* [Work to be completed]: In the records below, pick out all lines containing the word "React".

═══ Input data ═══

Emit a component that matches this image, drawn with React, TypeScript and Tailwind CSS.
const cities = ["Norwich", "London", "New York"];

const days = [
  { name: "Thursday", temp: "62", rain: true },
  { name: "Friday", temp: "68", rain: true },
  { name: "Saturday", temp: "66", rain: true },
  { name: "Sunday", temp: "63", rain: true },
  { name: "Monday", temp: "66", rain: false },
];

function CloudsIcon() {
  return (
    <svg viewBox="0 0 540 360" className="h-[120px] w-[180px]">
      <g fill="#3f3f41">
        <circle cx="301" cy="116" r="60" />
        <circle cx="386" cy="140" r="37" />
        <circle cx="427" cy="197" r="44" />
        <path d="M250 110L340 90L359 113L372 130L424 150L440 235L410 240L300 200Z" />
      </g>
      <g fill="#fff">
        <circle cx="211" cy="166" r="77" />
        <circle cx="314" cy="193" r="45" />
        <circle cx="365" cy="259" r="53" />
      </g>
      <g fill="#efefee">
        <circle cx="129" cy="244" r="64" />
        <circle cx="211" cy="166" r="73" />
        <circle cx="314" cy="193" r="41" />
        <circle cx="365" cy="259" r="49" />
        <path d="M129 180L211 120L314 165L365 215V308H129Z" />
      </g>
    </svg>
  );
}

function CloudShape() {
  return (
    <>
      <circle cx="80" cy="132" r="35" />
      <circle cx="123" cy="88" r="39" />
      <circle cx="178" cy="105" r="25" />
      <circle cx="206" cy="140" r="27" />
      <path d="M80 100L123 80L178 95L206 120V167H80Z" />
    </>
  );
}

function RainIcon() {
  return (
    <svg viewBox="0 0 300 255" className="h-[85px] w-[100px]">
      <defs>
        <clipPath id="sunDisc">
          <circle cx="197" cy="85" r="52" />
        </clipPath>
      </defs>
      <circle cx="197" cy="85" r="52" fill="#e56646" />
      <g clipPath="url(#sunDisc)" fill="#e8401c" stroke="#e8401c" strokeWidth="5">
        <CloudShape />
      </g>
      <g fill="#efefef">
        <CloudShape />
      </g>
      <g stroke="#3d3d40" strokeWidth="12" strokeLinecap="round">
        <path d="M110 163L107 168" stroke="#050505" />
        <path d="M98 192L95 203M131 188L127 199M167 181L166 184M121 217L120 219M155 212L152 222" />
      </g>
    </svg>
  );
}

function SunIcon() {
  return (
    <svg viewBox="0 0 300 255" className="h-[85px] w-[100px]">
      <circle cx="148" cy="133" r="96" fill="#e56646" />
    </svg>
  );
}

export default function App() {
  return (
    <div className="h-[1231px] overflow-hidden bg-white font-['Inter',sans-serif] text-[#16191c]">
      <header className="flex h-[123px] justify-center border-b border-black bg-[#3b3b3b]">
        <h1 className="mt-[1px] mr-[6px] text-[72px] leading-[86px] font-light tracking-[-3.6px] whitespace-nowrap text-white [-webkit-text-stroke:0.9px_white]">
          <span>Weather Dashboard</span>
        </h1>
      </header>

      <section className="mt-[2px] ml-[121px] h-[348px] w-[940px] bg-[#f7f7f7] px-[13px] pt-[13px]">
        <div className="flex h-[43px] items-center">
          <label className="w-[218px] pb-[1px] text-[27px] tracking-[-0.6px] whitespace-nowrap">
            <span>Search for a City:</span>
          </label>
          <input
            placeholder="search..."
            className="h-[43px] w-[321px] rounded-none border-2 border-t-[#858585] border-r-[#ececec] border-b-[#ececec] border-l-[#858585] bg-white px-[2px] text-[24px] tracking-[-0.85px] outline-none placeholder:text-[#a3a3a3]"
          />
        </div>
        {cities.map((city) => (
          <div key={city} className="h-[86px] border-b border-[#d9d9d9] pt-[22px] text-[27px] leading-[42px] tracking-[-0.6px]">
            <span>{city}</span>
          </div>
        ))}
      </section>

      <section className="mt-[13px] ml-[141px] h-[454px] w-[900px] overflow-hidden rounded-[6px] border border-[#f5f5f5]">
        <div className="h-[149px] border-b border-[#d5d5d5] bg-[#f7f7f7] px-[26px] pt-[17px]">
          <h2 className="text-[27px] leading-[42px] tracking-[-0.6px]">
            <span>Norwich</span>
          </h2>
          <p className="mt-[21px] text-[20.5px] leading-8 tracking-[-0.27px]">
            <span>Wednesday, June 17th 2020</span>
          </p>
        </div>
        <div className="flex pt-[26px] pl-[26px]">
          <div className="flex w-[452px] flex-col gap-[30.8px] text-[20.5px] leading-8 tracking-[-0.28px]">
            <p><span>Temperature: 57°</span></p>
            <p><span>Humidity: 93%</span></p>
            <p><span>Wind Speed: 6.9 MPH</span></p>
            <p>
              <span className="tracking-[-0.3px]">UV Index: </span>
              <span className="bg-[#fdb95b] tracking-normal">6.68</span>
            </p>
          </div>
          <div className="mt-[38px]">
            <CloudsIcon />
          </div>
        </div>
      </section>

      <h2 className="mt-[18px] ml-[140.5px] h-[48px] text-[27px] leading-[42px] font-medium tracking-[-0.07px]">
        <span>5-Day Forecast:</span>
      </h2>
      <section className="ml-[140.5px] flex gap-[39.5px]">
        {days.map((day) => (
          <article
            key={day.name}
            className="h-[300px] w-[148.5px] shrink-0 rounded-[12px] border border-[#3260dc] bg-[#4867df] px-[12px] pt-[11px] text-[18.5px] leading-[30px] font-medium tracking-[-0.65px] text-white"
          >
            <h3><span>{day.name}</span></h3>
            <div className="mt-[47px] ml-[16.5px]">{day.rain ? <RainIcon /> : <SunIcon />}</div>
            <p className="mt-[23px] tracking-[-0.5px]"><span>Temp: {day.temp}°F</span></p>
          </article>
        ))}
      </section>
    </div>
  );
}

═══
═══ Input data ═══

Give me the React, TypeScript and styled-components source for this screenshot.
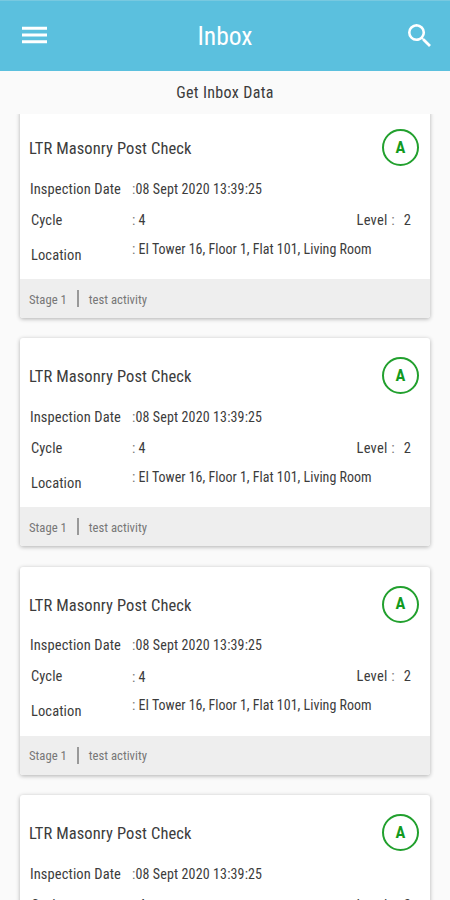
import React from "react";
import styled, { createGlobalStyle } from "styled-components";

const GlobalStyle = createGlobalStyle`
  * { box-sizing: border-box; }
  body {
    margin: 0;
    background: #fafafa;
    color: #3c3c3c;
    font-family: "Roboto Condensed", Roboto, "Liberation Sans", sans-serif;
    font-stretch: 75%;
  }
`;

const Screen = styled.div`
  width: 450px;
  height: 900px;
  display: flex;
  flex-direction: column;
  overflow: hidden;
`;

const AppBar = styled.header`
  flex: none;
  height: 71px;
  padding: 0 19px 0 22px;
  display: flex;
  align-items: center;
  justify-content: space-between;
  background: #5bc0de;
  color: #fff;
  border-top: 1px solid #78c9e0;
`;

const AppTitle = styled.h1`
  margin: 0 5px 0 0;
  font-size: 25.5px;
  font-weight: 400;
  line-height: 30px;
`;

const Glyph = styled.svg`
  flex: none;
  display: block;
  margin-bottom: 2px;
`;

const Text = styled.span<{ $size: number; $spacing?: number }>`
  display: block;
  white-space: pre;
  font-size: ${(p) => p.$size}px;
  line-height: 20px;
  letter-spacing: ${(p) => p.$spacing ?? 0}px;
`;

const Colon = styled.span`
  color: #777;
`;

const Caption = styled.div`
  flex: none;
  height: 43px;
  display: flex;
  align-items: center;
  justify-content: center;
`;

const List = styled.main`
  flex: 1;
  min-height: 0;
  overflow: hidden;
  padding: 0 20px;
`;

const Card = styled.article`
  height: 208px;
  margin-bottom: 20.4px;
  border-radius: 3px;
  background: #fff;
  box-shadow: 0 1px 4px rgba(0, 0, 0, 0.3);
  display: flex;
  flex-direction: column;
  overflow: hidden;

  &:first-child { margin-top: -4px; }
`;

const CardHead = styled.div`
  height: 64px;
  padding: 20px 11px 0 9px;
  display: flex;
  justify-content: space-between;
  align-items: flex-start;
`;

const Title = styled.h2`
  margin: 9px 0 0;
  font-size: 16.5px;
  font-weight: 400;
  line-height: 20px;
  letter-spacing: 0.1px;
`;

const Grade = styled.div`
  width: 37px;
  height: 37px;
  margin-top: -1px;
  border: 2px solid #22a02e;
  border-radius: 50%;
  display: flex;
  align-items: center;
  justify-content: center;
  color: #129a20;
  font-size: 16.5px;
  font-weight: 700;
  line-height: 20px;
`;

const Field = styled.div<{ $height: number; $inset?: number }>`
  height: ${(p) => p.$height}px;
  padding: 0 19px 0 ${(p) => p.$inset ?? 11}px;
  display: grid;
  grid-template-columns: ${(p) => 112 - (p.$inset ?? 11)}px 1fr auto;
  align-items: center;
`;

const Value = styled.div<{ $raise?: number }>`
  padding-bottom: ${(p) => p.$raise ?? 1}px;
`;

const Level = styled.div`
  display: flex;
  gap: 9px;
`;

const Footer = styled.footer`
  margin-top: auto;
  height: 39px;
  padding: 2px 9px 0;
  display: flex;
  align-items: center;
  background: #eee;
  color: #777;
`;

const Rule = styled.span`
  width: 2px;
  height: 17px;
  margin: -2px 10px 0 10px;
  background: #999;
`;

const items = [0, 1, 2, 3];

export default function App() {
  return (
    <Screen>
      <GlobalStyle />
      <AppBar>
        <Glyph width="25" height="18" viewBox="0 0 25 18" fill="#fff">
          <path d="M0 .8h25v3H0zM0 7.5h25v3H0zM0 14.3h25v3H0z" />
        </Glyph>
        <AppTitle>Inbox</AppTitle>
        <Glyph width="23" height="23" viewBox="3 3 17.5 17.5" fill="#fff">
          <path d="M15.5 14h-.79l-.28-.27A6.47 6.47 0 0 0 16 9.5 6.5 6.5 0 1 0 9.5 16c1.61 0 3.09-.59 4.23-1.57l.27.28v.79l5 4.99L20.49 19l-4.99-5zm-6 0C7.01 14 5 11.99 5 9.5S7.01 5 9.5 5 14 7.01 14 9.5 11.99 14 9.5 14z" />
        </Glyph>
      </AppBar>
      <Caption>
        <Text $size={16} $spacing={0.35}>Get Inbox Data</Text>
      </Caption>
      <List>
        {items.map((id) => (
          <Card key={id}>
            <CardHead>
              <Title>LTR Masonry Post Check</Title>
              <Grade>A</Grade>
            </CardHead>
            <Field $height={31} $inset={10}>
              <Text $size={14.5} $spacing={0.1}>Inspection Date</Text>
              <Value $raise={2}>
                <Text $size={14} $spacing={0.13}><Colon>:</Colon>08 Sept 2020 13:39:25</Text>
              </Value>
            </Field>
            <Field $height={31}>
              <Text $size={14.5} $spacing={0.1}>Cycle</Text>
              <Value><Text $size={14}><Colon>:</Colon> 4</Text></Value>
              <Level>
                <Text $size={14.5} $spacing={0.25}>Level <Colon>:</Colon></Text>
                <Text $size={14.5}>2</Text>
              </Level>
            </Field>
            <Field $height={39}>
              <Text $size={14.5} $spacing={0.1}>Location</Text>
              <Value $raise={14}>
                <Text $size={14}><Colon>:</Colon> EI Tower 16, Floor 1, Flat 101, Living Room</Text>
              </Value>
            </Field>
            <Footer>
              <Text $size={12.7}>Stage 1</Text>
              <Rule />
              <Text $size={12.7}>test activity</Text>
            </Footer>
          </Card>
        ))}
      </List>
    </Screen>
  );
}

═══

* [Finished exercise]:
Emit a component that matches this image, drawn with React, TypeScript and Tailwind CSS.
Give me the React, TypeScript and styled-components source for this screenshot.
import React from "react";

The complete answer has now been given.